Wenn Vernunft die Macht gefährdet

von Klaus Koch

Klaus Koch

Viele Sozialdemokraten sind sicher: Die Wirtschafts- und Sozialreformen der Regierung Schröder waren der Anfang des Niedergangs der Partei. Dabei wird häufig vergessen, dass eine Mehrheit der Deutschen vor der rot-grünen Agenda-Politik davon überzeugt war, dass Reformen für den Wohlstand in Deutschland notwendig sind. Doch danach fühlten sich viele als Verlierer. Der Wirtschaft, dem diffusen Großen und Ganzen, ging es besser, aber die eigene soziale Absicherung war schlechter, der eigene Arbeitsplatz oder der der Kinder prekärer.

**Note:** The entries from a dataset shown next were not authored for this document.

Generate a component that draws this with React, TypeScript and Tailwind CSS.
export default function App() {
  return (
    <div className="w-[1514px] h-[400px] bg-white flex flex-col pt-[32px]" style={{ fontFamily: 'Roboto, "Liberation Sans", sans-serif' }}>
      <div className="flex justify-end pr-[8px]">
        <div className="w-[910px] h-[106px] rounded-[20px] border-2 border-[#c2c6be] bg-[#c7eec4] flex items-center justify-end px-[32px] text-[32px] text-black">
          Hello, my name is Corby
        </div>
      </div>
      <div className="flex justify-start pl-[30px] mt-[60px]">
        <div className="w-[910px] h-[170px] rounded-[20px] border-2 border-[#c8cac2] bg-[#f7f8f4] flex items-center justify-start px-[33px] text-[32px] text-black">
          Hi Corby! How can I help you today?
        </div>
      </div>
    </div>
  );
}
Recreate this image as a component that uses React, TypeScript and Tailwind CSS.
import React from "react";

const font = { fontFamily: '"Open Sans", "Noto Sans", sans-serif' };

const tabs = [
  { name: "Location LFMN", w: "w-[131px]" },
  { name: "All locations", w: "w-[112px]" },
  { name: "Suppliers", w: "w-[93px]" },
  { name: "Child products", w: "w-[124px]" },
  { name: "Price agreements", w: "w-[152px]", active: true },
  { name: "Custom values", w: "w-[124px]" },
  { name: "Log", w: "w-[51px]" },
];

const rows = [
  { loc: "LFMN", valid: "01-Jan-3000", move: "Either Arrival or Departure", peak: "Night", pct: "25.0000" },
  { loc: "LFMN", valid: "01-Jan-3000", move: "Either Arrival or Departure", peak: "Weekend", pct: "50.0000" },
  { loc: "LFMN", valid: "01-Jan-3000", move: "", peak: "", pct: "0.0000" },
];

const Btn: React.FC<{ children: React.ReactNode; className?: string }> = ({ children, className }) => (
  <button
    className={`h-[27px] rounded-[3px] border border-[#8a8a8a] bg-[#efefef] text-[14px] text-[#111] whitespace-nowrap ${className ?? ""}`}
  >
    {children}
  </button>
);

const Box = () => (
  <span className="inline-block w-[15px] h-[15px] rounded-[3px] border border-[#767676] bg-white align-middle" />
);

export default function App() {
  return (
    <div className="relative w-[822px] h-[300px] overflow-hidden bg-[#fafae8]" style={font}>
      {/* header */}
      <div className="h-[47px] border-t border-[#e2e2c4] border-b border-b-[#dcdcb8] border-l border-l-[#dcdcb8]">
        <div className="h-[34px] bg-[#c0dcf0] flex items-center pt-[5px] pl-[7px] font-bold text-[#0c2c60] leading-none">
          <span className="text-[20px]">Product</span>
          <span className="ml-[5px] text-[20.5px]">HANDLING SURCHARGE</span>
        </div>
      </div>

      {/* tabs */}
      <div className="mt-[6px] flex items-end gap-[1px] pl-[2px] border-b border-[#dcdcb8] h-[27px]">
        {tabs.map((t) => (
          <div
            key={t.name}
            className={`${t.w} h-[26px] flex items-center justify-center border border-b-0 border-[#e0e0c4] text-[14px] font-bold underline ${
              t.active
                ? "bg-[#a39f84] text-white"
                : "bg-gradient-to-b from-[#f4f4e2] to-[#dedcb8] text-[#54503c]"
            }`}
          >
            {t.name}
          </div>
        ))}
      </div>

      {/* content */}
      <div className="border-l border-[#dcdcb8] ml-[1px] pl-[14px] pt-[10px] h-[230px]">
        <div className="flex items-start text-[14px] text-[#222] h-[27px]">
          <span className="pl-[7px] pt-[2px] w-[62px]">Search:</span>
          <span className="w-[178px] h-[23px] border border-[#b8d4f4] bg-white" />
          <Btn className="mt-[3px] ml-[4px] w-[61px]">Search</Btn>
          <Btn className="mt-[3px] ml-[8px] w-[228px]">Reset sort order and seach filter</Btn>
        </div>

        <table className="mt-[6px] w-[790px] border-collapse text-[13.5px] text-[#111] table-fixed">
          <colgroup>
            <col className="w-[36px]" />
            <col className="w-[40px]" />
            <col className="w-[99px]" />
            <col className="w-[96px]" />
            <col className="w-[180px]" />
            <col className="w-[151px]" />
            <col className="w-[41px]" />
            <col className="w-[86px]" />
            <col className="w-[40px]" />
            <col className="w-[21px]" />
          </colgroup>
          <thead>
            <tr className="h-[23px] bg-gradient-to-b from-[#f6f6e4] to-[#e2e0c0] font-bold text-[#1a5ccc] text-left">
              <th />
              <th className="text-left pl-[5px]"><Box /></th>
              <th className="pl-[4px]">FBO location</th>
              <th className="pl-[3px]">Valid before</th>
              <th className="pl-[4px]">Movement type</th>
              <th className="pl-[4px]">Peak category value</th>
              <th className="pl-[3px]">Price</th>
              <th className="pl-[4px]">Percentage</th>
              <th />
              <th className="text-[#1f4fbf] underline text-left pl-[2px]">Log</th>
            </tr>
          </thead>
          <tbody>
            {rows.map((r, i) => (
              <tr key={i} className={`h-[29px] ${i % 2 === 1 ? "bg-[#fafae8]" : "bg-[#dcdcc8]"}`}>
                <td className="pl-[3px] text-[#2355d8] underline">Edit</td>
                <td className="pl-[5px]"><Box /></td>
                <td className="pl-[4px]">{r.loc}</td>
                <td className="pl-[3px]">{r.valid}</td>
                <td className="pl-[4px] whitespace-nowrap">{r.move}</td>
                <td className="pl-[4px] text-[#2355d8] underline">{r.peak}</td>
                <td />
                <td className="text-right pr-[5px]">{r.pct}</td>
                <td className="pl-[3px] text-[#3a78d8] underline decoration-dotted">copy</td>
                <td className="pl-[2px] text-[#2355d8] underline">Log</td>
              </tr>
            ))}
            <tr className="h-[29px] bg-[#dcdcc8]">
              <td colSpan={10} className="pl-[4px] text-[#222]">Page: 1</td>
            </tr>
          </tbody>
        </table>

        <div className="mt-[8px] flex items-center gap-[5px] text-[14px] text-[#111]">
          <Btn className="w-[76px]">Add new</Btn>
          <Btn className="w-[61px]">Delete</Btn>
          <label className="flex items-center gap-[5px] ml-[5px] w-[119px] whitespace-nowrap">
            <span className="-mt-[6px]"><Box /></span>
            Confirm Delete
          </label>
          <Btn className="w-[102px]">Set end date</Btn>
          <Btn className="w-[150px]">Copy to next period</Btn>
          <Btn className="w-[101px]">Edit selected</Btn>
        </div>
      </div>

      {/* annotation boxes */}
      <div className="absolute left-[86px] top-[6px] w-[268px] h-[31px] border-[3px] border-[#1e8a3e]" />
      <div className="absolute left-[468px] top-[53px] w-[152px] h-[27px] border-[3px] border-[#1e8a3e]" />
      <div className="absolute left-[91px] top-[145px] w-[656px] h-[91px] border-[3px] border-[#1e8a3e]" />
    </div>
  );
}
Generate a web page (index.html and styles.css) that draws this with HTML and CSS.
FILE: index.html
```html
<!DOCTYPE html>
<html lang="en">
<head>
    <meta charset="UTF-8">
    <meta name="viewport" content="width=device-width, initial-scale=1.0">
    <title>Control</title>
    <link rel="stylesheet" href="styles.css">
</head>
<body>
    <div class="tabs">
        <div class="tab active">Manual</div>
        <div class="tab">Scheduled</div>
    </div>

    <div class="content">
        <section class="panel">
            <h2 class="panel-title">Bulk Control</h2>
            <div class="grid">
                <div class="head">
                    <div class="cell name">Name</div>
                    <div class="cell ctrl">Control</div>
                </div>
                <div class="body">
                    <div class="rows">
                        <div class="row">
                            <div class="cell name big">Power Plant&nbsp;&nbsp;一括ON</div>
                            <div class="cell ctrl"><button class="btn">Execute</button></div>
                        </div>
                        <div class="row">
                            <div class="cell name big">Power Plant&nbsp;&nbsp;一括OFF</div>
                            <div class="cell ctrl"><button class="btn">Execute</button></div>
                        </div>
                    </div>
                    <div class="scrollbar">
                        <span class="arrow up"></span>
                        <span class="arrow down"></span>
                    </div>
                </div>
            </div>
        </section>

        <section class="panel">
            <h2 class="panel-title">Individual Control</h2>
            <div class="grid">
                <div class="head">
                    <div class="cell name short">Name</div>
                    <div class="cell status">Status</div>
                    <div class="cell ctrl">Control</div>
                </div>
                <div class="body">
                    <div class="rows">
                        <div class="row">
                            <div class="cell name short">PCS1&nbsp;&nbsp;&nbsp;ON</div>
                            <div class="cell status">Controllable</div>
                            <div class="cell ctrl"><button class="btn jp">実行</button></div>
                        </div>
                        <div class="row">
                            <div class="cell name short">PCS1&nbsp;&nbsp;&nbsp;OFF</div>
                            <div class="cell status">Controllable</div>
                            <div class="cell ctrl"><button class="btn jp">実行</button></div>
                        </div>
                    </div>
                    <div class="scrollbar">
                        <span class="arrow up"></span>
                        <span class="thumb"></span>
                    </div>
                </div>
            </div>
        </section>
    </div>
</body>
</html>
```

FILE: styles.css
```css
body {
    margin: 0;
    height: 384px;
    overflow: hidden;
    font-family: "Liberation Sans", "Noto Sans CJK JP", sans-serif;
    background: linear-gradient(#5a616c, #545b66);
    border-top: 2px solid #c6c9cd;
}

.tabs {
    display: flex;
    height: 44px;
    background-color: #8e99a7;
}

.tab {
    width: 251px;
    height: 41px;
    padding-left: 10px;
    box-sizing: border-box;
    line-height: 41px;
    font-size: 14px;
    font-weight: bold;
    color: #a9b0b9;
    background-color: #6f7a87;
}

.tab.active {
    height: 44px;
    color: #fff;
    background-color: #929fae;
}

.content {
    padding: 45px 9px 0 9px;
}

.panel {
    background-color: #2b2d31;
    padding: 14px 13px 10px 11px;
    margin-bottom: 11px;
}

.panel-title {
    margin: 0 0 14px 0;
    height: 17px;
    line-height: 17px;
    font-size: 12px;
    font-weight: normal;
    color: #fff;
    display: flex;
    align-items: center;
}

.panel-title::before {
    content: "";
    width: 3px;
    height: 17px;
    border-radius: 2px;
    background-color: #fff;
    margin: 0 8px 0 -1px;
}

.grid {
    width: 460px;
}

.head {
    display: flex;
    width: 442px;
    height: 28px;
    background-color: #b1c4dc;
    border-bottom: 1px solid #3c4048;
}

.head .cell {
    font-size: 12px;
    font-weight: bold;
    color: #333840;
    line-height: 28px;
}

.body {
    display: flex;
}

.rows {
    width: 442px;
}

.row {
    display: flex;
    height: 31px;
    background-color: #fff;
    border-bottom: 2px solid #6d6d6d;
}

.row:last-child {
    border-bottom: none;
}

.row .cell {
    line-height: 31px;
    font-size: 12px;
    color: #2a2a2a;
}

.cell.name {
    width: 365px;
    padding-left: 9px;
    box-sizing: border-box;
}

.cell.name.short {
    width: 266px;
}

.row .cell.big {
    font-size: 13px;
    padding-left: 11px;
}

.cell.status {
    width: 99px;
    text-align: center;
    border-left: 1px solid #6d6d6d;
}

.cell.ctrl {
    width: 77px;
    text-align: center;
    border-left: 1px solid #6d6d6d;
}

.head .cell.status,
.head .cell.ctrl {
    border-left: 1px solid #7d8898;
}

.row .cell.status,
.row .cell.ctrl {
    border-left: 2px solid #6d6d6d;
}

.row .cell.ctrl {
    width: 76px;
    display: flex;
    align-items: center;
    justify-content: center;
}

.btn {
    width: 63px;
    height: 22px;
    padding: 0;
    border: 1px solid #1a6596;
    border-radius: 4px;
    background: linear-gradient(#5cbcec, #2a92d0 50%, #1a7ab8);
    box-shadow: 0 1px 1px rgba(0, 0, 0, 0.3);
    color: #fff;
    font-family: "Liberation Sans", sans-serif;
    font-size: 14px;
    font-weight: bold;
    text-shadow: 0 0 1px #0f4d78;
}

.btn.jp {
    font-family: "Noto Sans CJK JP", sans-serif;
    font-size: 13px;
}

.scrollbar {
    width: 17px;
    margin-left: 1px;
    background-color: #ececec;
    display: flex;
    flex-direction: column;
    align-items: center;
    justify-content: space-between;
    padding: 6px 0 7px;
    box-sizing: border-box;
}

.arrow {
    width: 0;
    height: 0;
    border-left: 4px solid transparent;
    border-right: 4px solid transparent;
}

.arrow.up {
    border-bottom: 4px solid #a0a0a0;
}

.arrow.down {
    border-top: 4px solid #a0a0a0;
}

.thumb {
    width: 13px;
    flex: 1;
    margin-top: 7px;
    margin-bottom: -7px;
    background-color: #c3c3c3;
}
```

Es sind solche Mechanismen, die den Verdruss an der Demokratie erhöhen. Ob in der Euro-Krise, bei Rentenreformen oder in der Flüchtlingspolitik – immer wurde den Menschen erzählt, etwas sei alternativlos oder doch zumindest zu schaffen. Das war ja auch oft richtig. Aber bei den Menschen ist der Eindruck geblieben: Die politischen Eliten bestellen, das Volk bezahlt. Ein ideales ­Einfallstor für Populisten.

Nun sind die Politiker erschrocken, dass das Volk es nicht mehr anerkennt, wie gut sie es mit ihm meinen. Deshalb geht es auch in der Klimapolitik nicht voran. Eine Mehrheit will zwar die Klimawende. Doch diese Mehrheit will nicht deutlich mehr für Fleisch, Benzin oder den Urlaubsflug bezahlen. Ganz zu schweigen von dem Verzicht auf diese Dinge. Es paralysiert Politik, wenn vernünftiges, nachhaltiges oder moralisches Handeln Machtverlust bedeuten kann. Die Lösung dieses Widerspruchs wird für Politik und Bürger gleichermaßen schwer. Beide müssen lernen, dass Reden und Zuhören Grundvoraussetzungen einer Demokratie sind. Das sture ­Behaupten der eigenen und das strikte Verunglimpfen der gegnerischen Position hingegen ist ihr schleichender Niedergang.